- What is required: Retype each line exactly. Skip images.
* Start *
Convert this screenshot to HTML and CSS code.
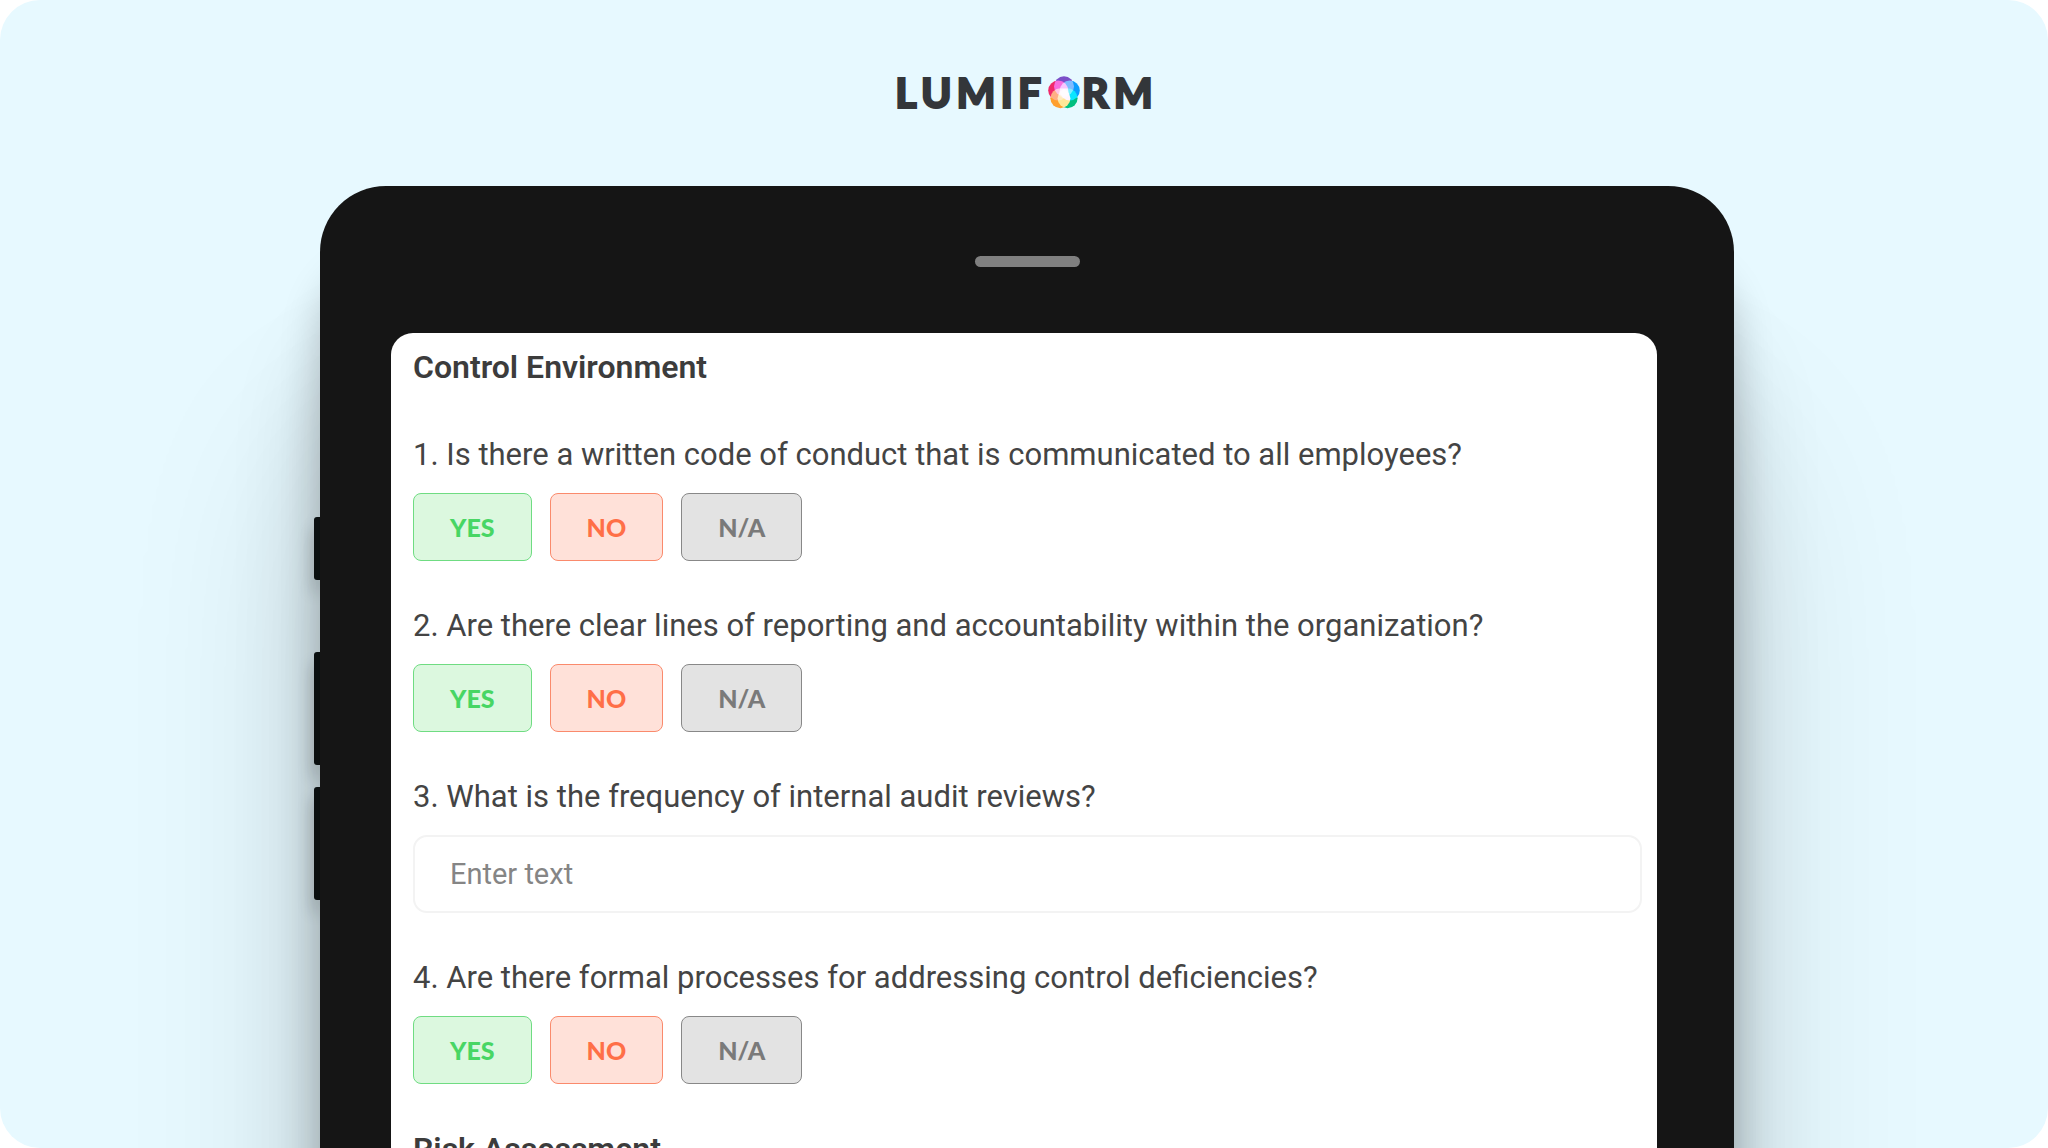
FILE: index.html
```html
<!DOCTYPE html>
<html lang="en">
<head>
    <meta charset="UTF-8">
    <meta name="viewport" content="width=device-width, initial-scale=1.0">
    <title>Lumiform - Internal Audit</title>
    <link rel="stylesheet" href="styles.css">
</head>
<body>

    <div class="stage">

        <!-- Logo -->
        <header class="logo">
            <span>LUMIF</span>
            <svg class="logo-mark" viewBox="0 0 32 33" aria-hidden="true">
                <circle cx="16" cy="10.2" r="10" fill="#7b4fc8"/>
                <circle cx="21.8" cy="14.5" r="10" fill="#0a9dff"/>
                <circle cx="19.6" cy="22.3" r="10" fill="#00bf80"/>
                <circle cx="12.4" cy="22.3" r="10" fill="#ffa02e"/>
                <circle cx="10.2" cy="14.5" r="10" fill="#f0286a"/>
                <circle cx="16" cy="17" r="5" fill="#fff" opacity="0.4"/>
            </svg>
            <span>RM</span>
        </header>

        <!-- Tablet -->
        <div class="tablet">
            <div class="side-keys">
                <span class="key key-short"></span>
                <span class="key"></span>
                <span class="key"></span>
            </div>

            <div class="frame">
                <div class="speaker"></div>

                <form class="screen">
                    <h2>Control Environment</h2>

                    <div class="question">
                        <p id="q1">1. Is there a written code of conduct that is communicated to all employees?</p>
                        <div class="answers" role="group" aria-labelledby="q1">
                            <button type="button" class="yes">YES</button>
                            <button type="button" class="no">NO</button>
                            <button type="button" class="na">N/A</button>
                        </div>
                    </div>

                    <div class="question">
                        <p id="q2">2. Are there clear lines of reporting and accountability within the organization?</p>
                        <div class="answers" role="group" aria-labelledby="q2">
                            <button type="button" class="yes">YES</button>
                            <button type="button" class="no">NO</button>
                            <button type="button" class="na">N/A</button>
                        </div>
                    </div>

                    <div class="question">
                        <label for="q3">3. What is the frequency of internal audit reviews?</label>
                        <input type="text" id="q3" placeholder="Enter text">
                    </div>

                    <div class="question">
                        <p id="q4">4. Are there formal processes for addressing control deficiencies?</p>
                        <div class="answers" role="group" aria-labelledby="q4">
                            <button type="button" class="yes">YES</button>
                            <button type="button" class="no">NO</button>
                            <button type="button" class="na">N/A</button>
                        </div>
                    </div>

                    <h2>Risk Assessment</h2>
                </form>
            </div>
        </div>

    </div>

</body>
</html>
```

FILE: styles.css
```css
* {
    margin: 0;
    padding: 0;
    box-sizing: border-box;
}

body {
    font-family: Roboto, Arial, sans-serif;
    background-color: #fff;
    color: #3c3c3c;
}

.stage {
    height: 100vh;
    overflow: hidden;
    background-color: #e7f9ff;
    border-radius: 40px;
    display: flex;
    flex-direction: column;
    align-items: center;
    padding-top: 64px;
}

/* Logo */
.logo {
    display: flex;
    align-items: center;
    flex-shrink: 0;
    gap: 2px;
    height: 56px;
    margin-bottom: 66px;
    padding-left: 5px;
    font-family: Lato, sans-serif;
    font-size: 41px;
    font-weight: 900;
    letter-spacing: 5px;
    color: #33363a;
    -webkit-text-stroke: 2px #33363a;
}

.logo-mark {
    width: 32px;
    height: 33px;
    isolation: isolate;
}

.logo-mark circle {
    mix-blend-mode: screen;
}

/* Tablet */
.tablet {
    display: flex;
    width: 70%;
    max-width: 1420px;
    flex-shrink: 0;
}

.side-keys {
    width: 6px;
    padding-top: 331px;
    display: flex;
    flex-direction: column;
    gap: 22px;
}

.key {
    height: 113px;
    background-color: #0e1516;
    border-radius: 3px 0 0 3px;
    box-shadow: 0 12px 16px rgba(0, 0, 0, 0.3);
}

.key-short {
    height: 63px;
    margin-bottom: 50px;
}

.frame {
    flex: 1;
    position: relative;
    background-color: #151515;
    border-radius: 66px 66px 0 0;
    padding-top: 70px;
    box-shadow: 0 260px 200px rgba(0, 0, 0, 0.14), 0 160px 90px rgba(0, 0, 0, 0.16), 0 80px 40px rgba(0, 0, 0, 0.2);
}

.speaker {
    width: 105px;
    height: 11px;
    margin: 0 auto 66px;
    background-color: #808080;
    border-radius: 6px;
}

/* Form */
.screen {
    margin: 0 77px 0 71px;
    background-color: #fff;
    border-radius: 22px 22px 0 0;
    padding: 14px 15px 45px 22px;
}

h2 {
    font-size: 32px;
    font-weight: 600;
    line-height: 40px;
    margin-bottom: 48px;
}

.question {
    margin-bottom: 45px;
}

.question p,
.question label {
    display: block;
    font-size: 31px;
    line-height: 40px;
    margin-bottom: 18px;
    color: #444;
}

.answers {
    display: flex;
    gap: 18px;
}

button {
    height: 68px;
    padding: 0 36px;
    border: 1px solid;
    border-radius: 8px;
    font-family: Lato, sans-serif;
    font-size: 25px;
    font-weight: 900;
    cursor: pointer;
}

.yes {
    background-color: #dcf8df;
    border-color: #6fdc82;
    color: #48d664;
}

.no {
    background-color: #ffe1d9;
    border-color: #fa8a6c;
    color: #ff6f47;
}

.na {
    background-color: #e3e3e3;
    border-color: #888;
    color: #7a7a7a;
}

input[type="text"] {
    display: block;
    width: 100%;
    height: 78px;
    padding: 0 35px;
    border: 2px solid #f3f3f3;
    border-radius: 14px;
    font-family: inherit;
    font-size: 29px;
    color: #3c3c3c;
}

input::placeholder {
    color: #858585;
}
```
* End *
- Written solution:
Convert this screenshot to HTML and CSS code.
FILE: index.html
```html
<!DOCTYPE html>
<html lang="en">
<head>
    <meta charset="UTF-8">
    <meta name="viewport" content="width=device-width, initial-scale=1.0">
    <title>Lumiform - Internal Audit</title>
    <link rel="stylesheet" href="styles.css">
</head>
<body>

    <div class="stage">

        <!-- Logo -->
        <header class="logo">
            <span>LUMIF</span>
            <svg class="logo-mark" viewBox="0 0 32 33" aria-hidden="true">
                <circle cx="16" cy="10.2" r="10" fill="#7b4fc8"/>
                <circle cx="21.8" cy="14.5" r="10" fill="#0a9dff"/>
                <circle cx="19.6" cy="22.3" r="10" fill="#00bf80"/>
                <circle cx="12.4" cy="22.3" r="10" fill="#ffa02e"/>
                <circle cx="10.2" cy="14.5" r="10" fill="#f0286a"/>
                <circle cx="16" cy="17" r="5" fill="#fff" opacity="0.4"/>
            </svg>
            <span>RM</span>
        </header>

        <!-- Tablet -->
        <div class="tablet">
            <div class="side-keys">
                <span class="key key-short"></span>
                <span class="key"></span>
                <span class="key"></span>
            </div>

            <div class="frame">
                <div class="speaker"></div>

                <form class="screen">
                    <h2>Control Environment</h2>

                    <div class="question">
                        <p id="q1">1. Is there a written code of conduct that is communicated to all employees?</p>
                        <div class="answers" role="group" aria-labelledby="q1">
                            <button type="button" class="yes">YES</button>
                            <button type="button" class="no">NO</button>
                            <button type="button" class="na">N/A</button>
                        </div>
                    </div>

                    <div class="question">
                        <p id="q2">2. Are there clear lines of reporting and accountability within the organization?</p>
                        <div class="answers" role="group" aria-labelledby="q2">
                            <button type="button" class="yes">YES</button>
                            <button type="button" class="no">NO</button>
                            <button type="button" class="na">N/A</button>
                        </div>
                    </div>

                    <div class="question">
                        <label for="q3">3. What is the frequency of internal audit reviews?</label>
                        <input type="text" id="q3" placeholder="Enter text">
                    </div>

                    <div class="question">
                        <p id="q4">4. Are there formal processes for addressing control deficiencies?</p>
                        <div class="answers" role="group" aria-labelledby="q4">
                            <button type="button" class="yes">YES</button>
                            <button type="button" class="no">NO</button>
                            <button type="button" class="na">N/A</button>
                        </div>
                    </div>

                    <h2>Risk Assessment</h2>
                </form>
            </div>
        </div>

    </div>

</body>
</html>
```

FILE: styles.css
```css
* {
    margin: 0;
    padding: 0;
    box-sizing: border-box;
}

body {
    font-family: Roboto, Arial, sans-serif;
    background-color: #fff;
    color: #3c3c3c;
}

.stage {
    height: 100vh;
    overflow: hidden;
    background-color: #e7f9ff;
    border-radius: 40px;
    display: flex;
    flex-direction: column;
    align-items: center;
    padding-top: 64px;
}

/* Logo */
.logo {
    display: flex;
    align-items: center;
    flex-shrink: 0;
    gap: 2px;
    height: 56px;
    margin-bottom: 66px;
    padding-left: 5px;
    font-family: Lato, sans-serif;
    font-size: 41px;
    font-weight: 900;
    letter-spacing: 5px;
    color: #33363a;
    -webkit-text-stroke: 2px #33363a;
}

.logo-mark {
    width: 32px;
    height: 33px;
    isolation: isolate;
}

.logo-mark circle {
    mix-blend-mode: screen;
}

/* Tablet */
.tablet {
    display: flex;
    width: 70%;
    max-width: 1420px;
    flex-shrink: 0;
}

.side-keys {
    width: 6px;
    padding-top: 331px;
    display: flex;
    flex-direction: column;
    gap: 22px;
}

.key {
    height: 113px;
    background-color: #0e1516;
    border-radius: 3px 0 0 3px;
    box-shadow: 0 12px 16px rgba(0, 0, 0, 0.3);
}

.key-short {
    height: 63px;
    margin-bottom: 50px;
}

.frame {
    flex: 1;
    position: relative;
    background-color: #151515;
    border-radius: 66px 66px 0 0;
    padding-top: 70px;
    box-shadow: 0 260px 200px rgba(0, 0, 0, 0.14), 0 160px 90px rgba(0, 0, 0, 0.16), 0 80px 40px rgba(0, 0, 0, 0.2);
}

.speaker {
    width: 105px;
    height: 11px;
    margin: 0 auto 66px;
    background-color: #808080;
    border-radius: 6px;
}

/* Form */
.screen {
    margin: 0 77px 0 71px;
    background-color: #fff;
    border-radius: 22px 22px 0 0;
    padding: 14px 15px 45px 22px;
}

h2 {
    font-size: 32px;
    font-weight: 600;
    line-height: 40px;
    margin-bottom: 48px;
}

.question {
    margin-bottom: 45px;
}

.question p,
.question label {
    display: block;
    font-size: 31px;
    line-height: 40px;
    margin-bottom: 18px;
    color: #444;
}

.answers {
    display: flex;
    gap: 18px;
}

button {
    height: 68px;
    padding: 0 36px;
    border: 1px solid;
    border-radius: 8px;
    font-family: Lato, sans-serif;
    font-size: 25px;
    font-weight: 900;
    cursor: pointer;
}

.yes {
    background-color: #dcf8df;
    border-color: #6fdc82;
    color: #48d664;
}

.no {
    background-color: #ffe1d9;
    border-color: #fa8a6c;
    color: #ff6f47;
}

.na {
    background-color: #e3e3e3;
    border-color: #888;
    color: #7a7a7a;
}

input[type="text"] {
    display: block;
    width: 100%;
    height: 78px;
    padding: 0 35px;
    border: 2px solid #f3f3f3;
    border-radius: 14px;
    font-family: inherit;
    font-size: 29px;
    color: #3c3c3c;
}

input::placeholder {
    color: #858585;
}
```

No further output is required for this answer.